- Born: January 11, 1949 (age 77) Queens, New York
- Education: Boston University
- Occupations: Writer, playwright
- Children: 2

= Steven Otfinoski =

Author and playwright from Connecticut, United States

Steven Otfinoski is an author and playwright from Connecticut. Most of his books are aimed at young readers. He has written well in excess of 100 books. He is also the author of African Americans in the Performing Arts (A to Z of African Americans). Two music-related books he wrote were The Golden Age of Rock Instrumentals and The Golden Age of Novelty Songs. He has written books about people such as Nelson Mandela: the fight against apartheid, and Oprah Winfrey: television star.

==Background==
Oftinoski is a married father of four who lives in Connecticut with his family. He graduated from Antioch College in Yellow Springs, Ohio and attended Boston University.
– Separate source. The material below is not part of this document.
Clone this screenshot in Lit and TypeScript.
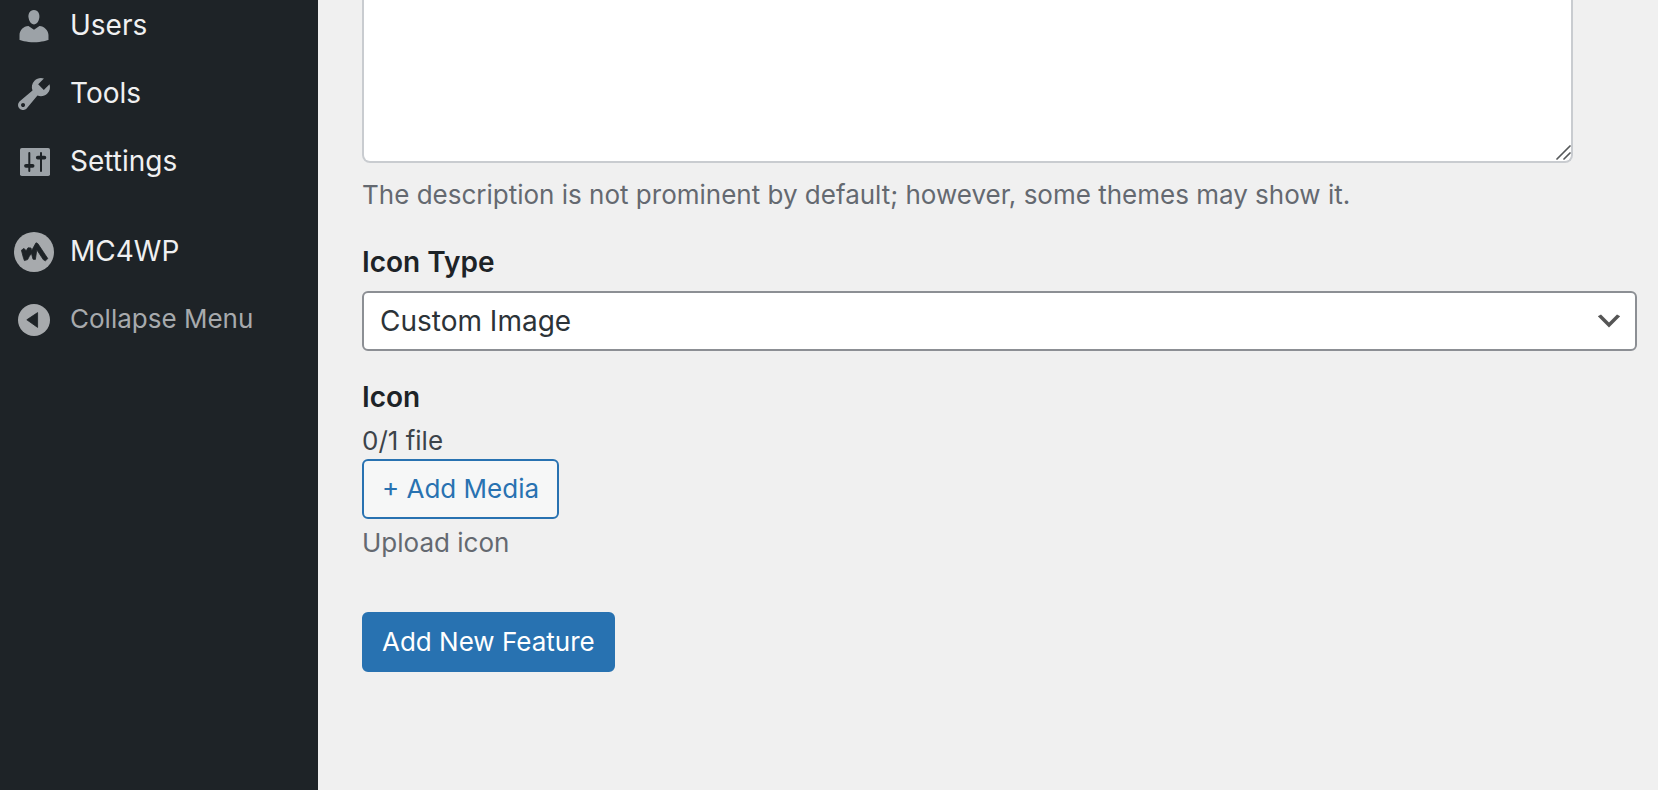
import { LitElement, html, css, svg } from "lit";
import { customElement, property } from "lit/decorators.js";

const icons = {
  users: svg`<path d="M10 9.25c-2.27 0-2.73-3.44-2.73-3.44C7 4.02 7.82 2 9.97 2c2.16 0 2.98 2.02 2.71 3.81 0 0-.41 3.44-2.68 3.44zm0 2.57L12.72 10c2.39 0 4.52 2.33 4.52 4.53v2.49s-3.65 1.13-7.24 1.13c-3.65 0-7.24-1.13-7.24-1.13v-2.49c0-2.25 1.94-4.48 4.47-4.48z"/>`,
  tools: svg`<path fill-rule="evenodd" d="M16.68 9.77c-1.34 1.34-3.3 1.67-4.95.99l-5.41 6.52c-.99.99-2.59.99-3.58 0s-.99-2.59 0-3.57l6.52-5.42c-.68-1.65-.35-3.61.99-4.95 1.28-1.28 3.12-1.62 4.72-1.06l-2.89 2.89 2.82 2.82 2.86-2.87c.53 1.58.18 3.39-1.08 4.65zM3.81 16.21c.4.39 1.04.39 1.43 0 .4-.4.4-1.04 0-1.43-.39-.4-1.03-.4-1.43 0-.39.39-.39 1.03 0 1.43z"/>`,
  settings: svg`<rect x="3" y="3" width="15" height="14" rx="0.9"/>
    <g class="cut-line" stroke-width="1">
      <path d="M7.65 5.5v9M13.5 5.5v9"/>
      <path stroke-width="1.9" d="M6 11.9h3.3M11.9 7.8h3.3"/>
    </g>`,
  mc4wp: svg`<circle cx="10" cy="10" r="10"/>
    <path class="cut" d="M3.7 9.1L5 8.2l1.1 1.2L7 7.9l1.5.1.3 1.4L11 5.4l.9.4 5 7.5-1.2 1.1-1-.5-3.3-5-.7 4.8-1.2-.1-.8-3-1.1 1.7-.8 1.5-1.6.5-.6-1.8z"/>`,
  collapse: svg`<circle cx="10" cy="10" r="8"/>
    <path class="cut" d="M6.4 9.9L11.8 6.3v7.4z"/>`,
};

type IconName = keyof typeof icons;

@customElement("menu-icon")
export class MenuIcon extends LitElement {
  @property() name: IconName = "users";

  static styles = css`
    :host {
      display: block;
      width: 40px;
      height: 40px;
      flex: none;
    }
    .icon {
      display: block;
      width: 100%;
      height: 100%;
      fill: currentColor;
    }
    .cut {
      fill: #1e2327;
      stroke: #1e2327;
      stroke-width: 0.4;
      stroke-linejoin: round;
    }
    .cut-line {
      fill: none;
      stroke: #1e2327;
      stroke-linecap: round;
    }
  `;

  render() {
    return html`<svg class="icon" viewBox="0 0 20 20" aria-hidden="true">${icons[this.name]}</svg>`;
  }
}

@customElement("admin-menu")
export class AdminMenu extends LitElement {
  static styles = css`
    :host {
      display: block;
      overflow: hidden;
      background: #1e2327;
    }
    .menu {
      list-style: none;
      margin: -8px 0 0;
      padding: 0;
    }
    .separated {
      margin-top: 22px;
    }
    .item {
      box-sizing: border-box;
      display: flex;
      align-items: center;
      gap: 16px;
      width: 100%;
      height: 68px;
      padding: 0 14px;
      border: 0;
      background: none;
      color: #f0f0f1;
      font: 28px/36px Inter, "Liberation Sans", sans-serif;
      text-align: left;
      text-decoration: none;
      cursor: pointer;
    }
    .item menu-icon {
      color: #9ca2a7;
    }
    .item.collapse {
      color: #a7aaad;
      font-size: 26px;
    }
    .item.collapse menu-icon,
    .item.plugin menu-icon {
      color: #a7aaad;
    }
    .caption {
      padding-bottom: 2px;
    }
  `;

  render() {
    return html`
      <nav aria-label="Main menu">
        <ul class="menu">
          <li><a class="item" href="#users"><menu-icon name="users"></menu-icon><span class="caption">Users</span></a></li>
          <li><a class="item" href="#tools"><menu-icon name="tools"></menu-icon><span class="caption">Tools</span></a></li>
          <li><a class="item" href="#settings"><menu-icon name="settings"></menu-icon><span class="caption">Settings</span></a></li>
          <li class="separated">
            <a class="item plugin" href="#mc4wp"><menu-icon name="mc4wp"></menu-icon><span class="caption">MC4WP</span></a>
          </li>
          <li>
            <button class="item collapse" type="button">
              <menu-icon name="collapse"></menu-icon><span class="caption">Collapse Menu</span>
            </button>
          </li>
        </ul>
      </nav>
    `;
  }
}

@customElement("feature-form")
export class FeatureForm extends LitElement {
  static styles = css`
    :host {
      display: block;
      padding: 0 21px 40px 44px;
      color: #3c434a;
      font: 26px/36px Inter, "Liberation Sans", sans-serif;
    }
    .form,
    .field {
      display: flex;
      flex-direction: column;
      align-items: flex-start;
    }
    .area {
      position: relative;
      width: 95%;
    }
    .textarea {
      box-sizing: border-box;
      display: block;
      width: 100%;
      height: 163px;
      margin: 0;
      padding: 4px 16px;
      border: 2px solid #c9ccd0;
      border-top: 0;
      border-radius: 0 0 8px 8px;
      background: #fff;
      color: #2c3338;
      font: inherit;
      resize: none;
      outline: none;
    }
    .grip {
      position: absolute;
      right: 2px;
      bottom: 3px;
      width: 16px;
      height: 16px;
      fill: none;
      stroke: #55585a;
      stroke-width: 1.7;
      stroke-linecap: round;
      pointer-events: none;
    }
    .help {
      margin: 0;
      color: #646970;
    }
    .area + .help {
      margin-top: 14px;
    }
    .label {
      color: #1d2327;
      font-size: 28px;
      font-weight: 600;
    }
    .field {
      width: 100%;
      margin-top: 31px;
    }
    .field + .field {
      margin-top: 28px;
    }
    .select {
      box-sizing: border-box;
      width: 100%;
      height: 60px;
      margin-top: 11px;
      padding: 0 48px 0 16px;
      border: 2px solid #8c8f94;
      border-radius: 6px;
      appearance: none;
      background: #fff
        url("data:image/svg+xml,%3Csvg xmlns='http://www.w3.org/2000/svg' viewBox='0 0 20 20'%3E%3Cpath d='M5 6l5 5 5-5 2 1-7 7-7-7 2-1z' fill='%23555'/%3E%3C/svg%3E")
        no-repeat right 10px center / 32px 32px;
      color: #2c3338;
      font: 28px/36px Inter, "Liberation Sans", sans-serif;
    }
    .status {
      margin-top: 8px;
    }
    .button {
      box-sizing: border-box;
      height: 60px;
      padding: 0 18px;
      border: 2px solid #2872b1;
      border-radius: 6px;
      background: #f6f7f7;
      color: #2872b1;
      font: inherit;
      white-space: nowrap;
      cursor: pointer;
    }
    .button + .help {
      margin-top: 6px;
    }
    .primary {
      margin-top: 51px;
      background: #2872b1;
      color: #fff;
    }
  `;

  render() {
    return html`
      <form class="form" @submit=${(e: Event) => e.preventDefault()}>
        <div class="area">
          <textarea class="textarea" aria-label="Description" aria-describedby="description-help"></textarea>
          <svg class="grip" viewBox="0 0 16 16" aria-hidden="true">
            <path d="M2 15l13-13M9 15l6-6" />
          </svg>
        </div>
        <p class="help" id="description-help">
          The description is not prominent by default; however, some themes may show it.
        </p>
        <div class="field">
          <label class="label" for="icon-type">Icon Type</label>
          <select class="select" id="icon-type">
            <option selected>Custom Image</option>
          </select>
        </div>
        <div class="field" role="group" aria-labelledby="icon-label">
          <span class="label" id="icon-label">Icon</span>
          <span class="status">0/1 file</span>
          <button class="button" type="button">+ Add Media</button>
          <p class="help">Upload icon</p>
        </div>
        <button class="button primary" type="submit">Add New Feature</button>
      </form>
    `;
  }
}

@customElement("app-root")
export class AppRoot extends LitElement {
  static styles = css`
    :host {
      display: grid;
      grid-template-columns: 318px minmax(0, 1fr);
      min-height: 100vh;
      background: #f0f0f0;
    }
  `;

  render() {
    return html`<admin-menu></admin-menu><feature-form></feature-form>`;
  }
}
He has written over 100 books for young readers. FRom 1972 to 1973 he was a news reporter for The Hartford Times. From 1974 to 1975, he was editor for Read magazine. From 1975 onwards he has been a freelance writer. From 1992 onwards he has been with the traveling theater company, History Alive, which brings history alive for American students, with student participation after the play.

==Written works==
In his book The Golden Age of Rock Instrumentals, he says that Surf music with its stage behavior, its untamed nature was the precursor to garage, punk and grunge. He has also written a book about surfing, Extreme Surfing which was published in 2012.

===Children's books===
His book Coin Collecting for Kids was published in 2000. A later publication, The Child Labor Reform Movement: An Interactive History Adventure is aimed at 9 and 10 year olds.

==Plays==
In December 2014 15th through to the 21st, his play Stratford Characters, a story about local historical figures was running at Square One Theater in Connecticut. Along with other productions, it received critical praise in mid 2015. A short play he wrote was run acted out at the Berkshire Playwrights Lab festival, held in late January 2017. His short play All You Can Eat which was one of six short plays inspired by the theme of food will take place in Stratford late March.